GOAL:
Your task is to copy the listing exactly, with the pictures left out.

COLLECTED MATERIAL:
##############################

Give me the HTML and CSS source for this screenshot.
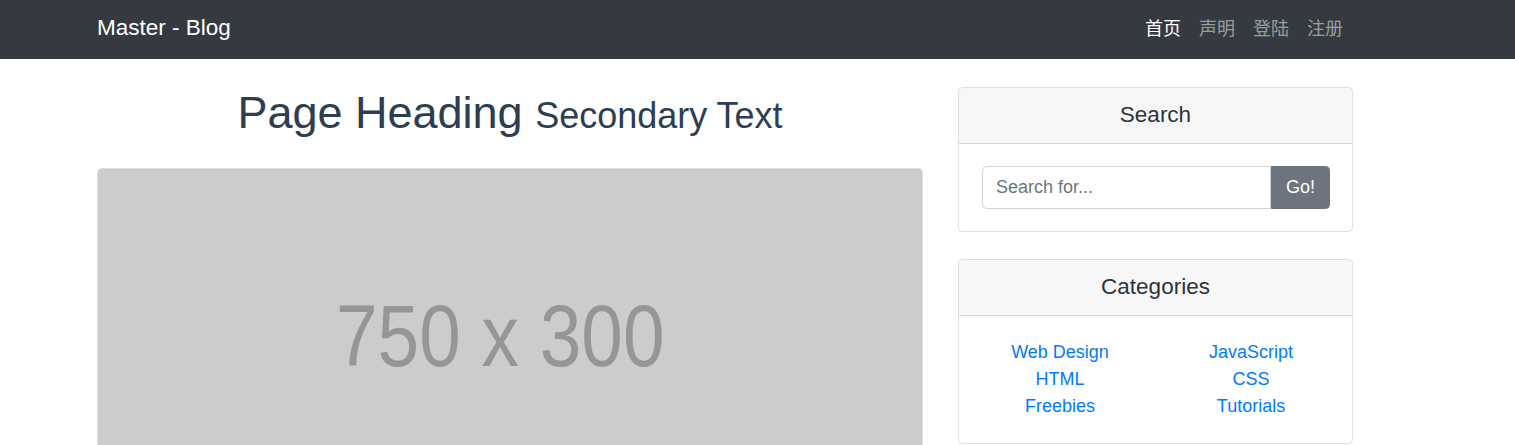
FILE: index.html
```html
<!DOCTYPE html>
<html lang="zh">
<head>
<meta charset="utf-8">
<title>Master - Blog</title>
<link rel="stylesheet" href="styles.css">
</head>
<body>
<nav class="navbar">
  <div class="navbar-inner">
    <a class="brand" href="#">Master - Blog</a>
    <ul class="nav">
      <li><a class="nav-link active" href="#">首页</a></li>
      <li><a class="nav-link" href="#">声明</a></li>
      <li><a class="nav-link" href="#">登陆</a></li>
      <li><a class="nav-link" href="#">注册</a></li>
    </ul>
  </div>
</nav>
<div class="container">
  <main class="main-col">
    <h1 class="page-heading">Page Heading <small>Secondary Text</small></h1>
    <div class="post-card">
      <div class="placeholder"><span class="ph-text">750 x 300</span></div>
    </div>
  </main>
  <aside class="side-col">
    <div class="card">
      <h5 class="card-header">Search</h5>
      <div class="card-body">
        <div class="input-group">
          <input class="form-control" type="text" placeholder="Search for...">
          <button class="btn" type="button">Go!</button>
        </div>
      </div>
    </div>
    <div class="card">
      <h5 class="card-header">Categories</h5>
      <div class="card-body">
        <div class="cat-row">
          <ul class="cat-list">
            <li><a href="#">Web Design</a></li>
            <li><a href="#">HTML</a></li>
            <li><a href="#">Freebies</a></li>
          </ul>
          <ul class="cat-list">
            <li><a href="#">JavaScript</a></li>
            <li><a href="#">CSS</a></li>
            <li><a href="#">Tutorials</a></li>
          </ul>
        </div>
      </div>
    </div>
  </aside>
</div>
</body>
</html>
```
FILE: styles.css
```css
* { box-sizing: border-box; }
html, body { margin: 0; padding: 0; }
body {
  font-family: "Liberation Sans", Arial, "Noto Sans CJK SC", sans-serif;
  font-size: 18px;
  line-height: 1.5;
  color: #212529;
  background: #fff;
  overflow: hidden;
}
a { text-decoration: none; }

.navbar {
  background: #343a40;
  height: 59px;
}
.navbar-inner {
  width: 1255px;
  margin-left: 97px;
  height: 59px;
  padding-bottom: 5px;
  display: flex;
  align-items: center;
  justify-content: space-between;
}
.brand {
  color: #fff;
  font-size: 22.5px;
  line-height: 33px;
}
.nav {
  list-style: none;
  margin: 0;
  padding: 0;
  display: flex;
}
.nav-link {
  display: block;
  padding: 0 9px;
  font-family: "Noto Sans CJK SC", sans-serif;
  font-size: 18px;
  line-height: 27px;
  color: rgba(255, 255, 255, 0.5);
}
.nav-link.active { color: #fff; }

.container {
  width: 1256px;
  margin-left: 97px;
  display: grid;
  grid-template-columns: 826px 395px;
  column-gap: 35px;
}

.page-heading {
  margin: 27px 0 28px;
  font-size: 45px;
  font-weight: 400;
  line-height: 1.2;
  color: #2c3e50;
  text-align: center;
}
.page-heading small { font-size: 36px; }

.post-card {
  border: 1px solid rgba(0, 0, 0, 0.125);
  border-radius: 4.5px;
  overflow: hidden;
}
.placeholder {
  height: 330px;
  background: #cccccc;
  display: flex;
  align-items: center;
  justify-content: center;
  padding-right: 20px;
  padding-top: 4px;
}
.ph-text {
  font-family: "Liberation Sans", Arial, sans-serif;
  font-size: 88px;
  line-height: 1;
  color: #969696;
  transform: scaleX(0.85);
  white-space: nowrap;
}

.side-col { padding-top: 28px; }
.card {
  border: 1px solid rgba(0, 0, 0, 0.125);
  border-radius: 4.5px;
  margin-bottom: 27px;
  overflow: hidden;
}
.card-header {
  margin: 0;
  padding: 12.5px 22.5px 14.5px;
  background: #f7f7f7;
  border-bottom: 1px solid rgba(0, 0, 0, 0.125);
  font-size: 22.5px;
  font-weight: 400;
  line-height: 27.5px;
  text-align: center;
  color: #2a3440;
}
.card-body { padding: 22.5px; }

.input-group { display: flex; }
.form-control {
  flex: 1;
  min-width: 0;
  height: 42.5px;
  padding: 6.75px 13.5px;
  font-family: inherit;
  font-size: 18px;
  color: #495057;
  border: 1px solid #ced4da;
  border-radius: 4.5px 0 0 4.5px;
  outline: none;
}
.form-control::placeholder { color: #6c757d; }
.btn {
  height: 42.5px;
  padding: 6.75px 13.5px;
  font-family: inherit;
  font-size: 18px;
  color: #fff;
  background: #6c757d;
  border: 1px solid #6c757d;
  border-radius: 0 4.5px 4.5px 0;
}

.cat-row {
  display: grid;
  grid-template-columns: 1fr 1fr;
  margin: 1px -17px 0;
}
.cat-list {
  list-style: none;
  margin: 0;
  padding: 0;
  text-align: center;
  line-height: 27px;
}
.cat-list a { color: #007bff; }
```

##############################

SOLUTION FOR THIS PROBLEM:
Give me the HTML and CSS source for this screenshot.
FILE: index.html
```html
<!DOCTYPE html>
<html lang="zh">
<head>
<meta charset="utf-8">
<title>Master - Blog</title>
<link rel="stylesheet" href="styles.css">
</head>
<body>
<nav class="navbar">
  <div class="navbar-inner">
    <a class="brand" href="#">Master - Blog</a>
    <ul class="nav">
      <li><a class="nav-link active" href="#">首页</a></li>
      <li><a class="nav-link" href="#">声明</a></li>
      <li><a class="nav-link" href="#">登陆</a></li>
      <li><a class="nav-link" href="#">注册</a></li>
    </ul>
  </div>
</nav>
<div class="container">
  <main class="main-col">
    <h1 class="page-heading">Page Heading <small>Secondary Text</small></h1>
    <div class="post-card">
      <div class="placeholder"><span class="ph-text">750 x 300</span></div>
    </div>
  </main>
  <aside class="side-col">
    <div class="card">
      <h5 class="card-header">Search</h5>
      <div class="card-body">
        <div class="input-group">
          <input class="form-control" type="text" placeholder="Search for...">
          <button class="btn" type="button">Go!</button>
        </div>
      </div>
    </div>
    <div class="card">
      <h5 class="card-header">Categories</h5>
      <div class="card-body">
        <div class="cat-row">
          <ul class="cat-list">
            <li><a href="#">Web Design</a></li>
            <li><a href="#">HTML</a></li>
            <li><a href="#">Freebies</a></li>
          </ul>
          <ul class="cat-list">
            <li><a href="#">JavaScript</a></li>
            <li><a href="#">CSS</a></li>
            <li><a href="#">Tutorials</a></li>
          </ul>
        </div>
      </div>
    </div>
  </aside>
</div>
</body>
</html>
```
FILE: styles.css
```css
* { box-sizing: border-box; }
html, body { margin: 0; padding: 0; }
body {
  font-family: "Liberation Sans", Arial, "Noto Sans CJK SC", sans-serif;
  font-size: 18px;
  line-height: 1.5;
  color: #212529;
  background: #fff;
  overflow: hidden;
}
a { text-decoration: none; }

.navbar {
  background: #343a40;
  height: 59px;
}
.navbar-inner {
  width: 1255px;
  margin-left: 97px;
  height: 59px;
  padding-bottom: 5px;
  display: flex;
  align-items: center;
  justify-content: space-between;
}
.brand {
  color: #fff;
  font-size: 22.5px;
  line-height: 33px;
}
.nav {
  list-style: none;
  margin: 0;
  padding: 0;
  display: flex;
}
.nav-link {
  display: block;
  padding: 0 9px;
  font-family: "Noto Sans CJK SC", sans-serif;
  font-size: 18px;
  line-height: 27px;
  color: rgba(255, 255, 255, 0.5);
}
.nav-link.active { color: #fff; }

.container {
  width: 1256px;
  margin-left: 97px;
  display: grid;
  grid-template-columns: 826px 395px;
  column-gap: 35px;
}

.page-heading {
  margin: 27px 0 28px;
  font-size: 45px;
  font-weight: 400;
  line-height: 1.2;
  color: #2c3e50;
  text-align: center;
}
.page-heading small { font-size: 36px; }

.post-card {
  border: 1px solid rgba(0, 0, 0, 0.125);
  border-radius: 4.5px;
  overflow: hidden;
}
.placeholder {
  height: 330px;
  background: #cccccc;
  display: flex;
  align-items: center;
  justify-content: center;
  padding-right: 20px;
  padding-top: 4px;
}
.ph-text {
  font-family: "Liberation Sans", Arial, sans-serif;
  font-size: 88px;
  line-height: 1;
  color: #969696;
  transform: scaleX(0.85);
  white-space: nowrap;
}

.side-col { padding-top: 28px; }
.card {
  border: 1px solid rgba(0, 0, 0, 0.125);
  border-radius: 4.5px;
  margin-bottom: 27px;
  overflow: hidden;
}
.card-header {
  margin: 0;
  padding: 12.5px 22.5px 14.5px;
  background: #f7f7f7;
  border-bottom: 1px solid rgba(0, 0, 0, 0.125);
  font-size: 22.5px;
  font-weight: 400;
  line-height: 27.5px;
  text-align: center;
  color: #2a3440;
}
.card-body { padding: 22.5px; }

.input-group { display: flex; }
.form-control {
  flex: 1;
  min-width: 0;
  height: 42.5px;
  padding: 6.75px 13.5px;
  font-family: inherit;
  font-size: 18px;
  color: #495057;
  border: 1px solid #ced4da;
  border-radius: 4.5px 0 0 4.5px;
  outline: none;
}
.form-control::placeholder { color: #6c757d; }
.btn {
  height: 42.5px;
  padding: 6.75px 13.5px;
  font-family: inherit;
  font-size: 18px;
  color: #fff;
  background: #6c757d;
  border: 1px solid #6c757d;
  border-radius: 0 4.5px 4.5px 0;
}

.cat-row {
  display: grid;
  grid-template-columns: 1fr 1fr;
  margin: 1px -17px 0;
}
.cat-list {
  list-style: none;
  margin: 0;
  padding: 0;
  text-align: center;
  line-height: 27px;
}
.cat-list a { color: #007bff; }
```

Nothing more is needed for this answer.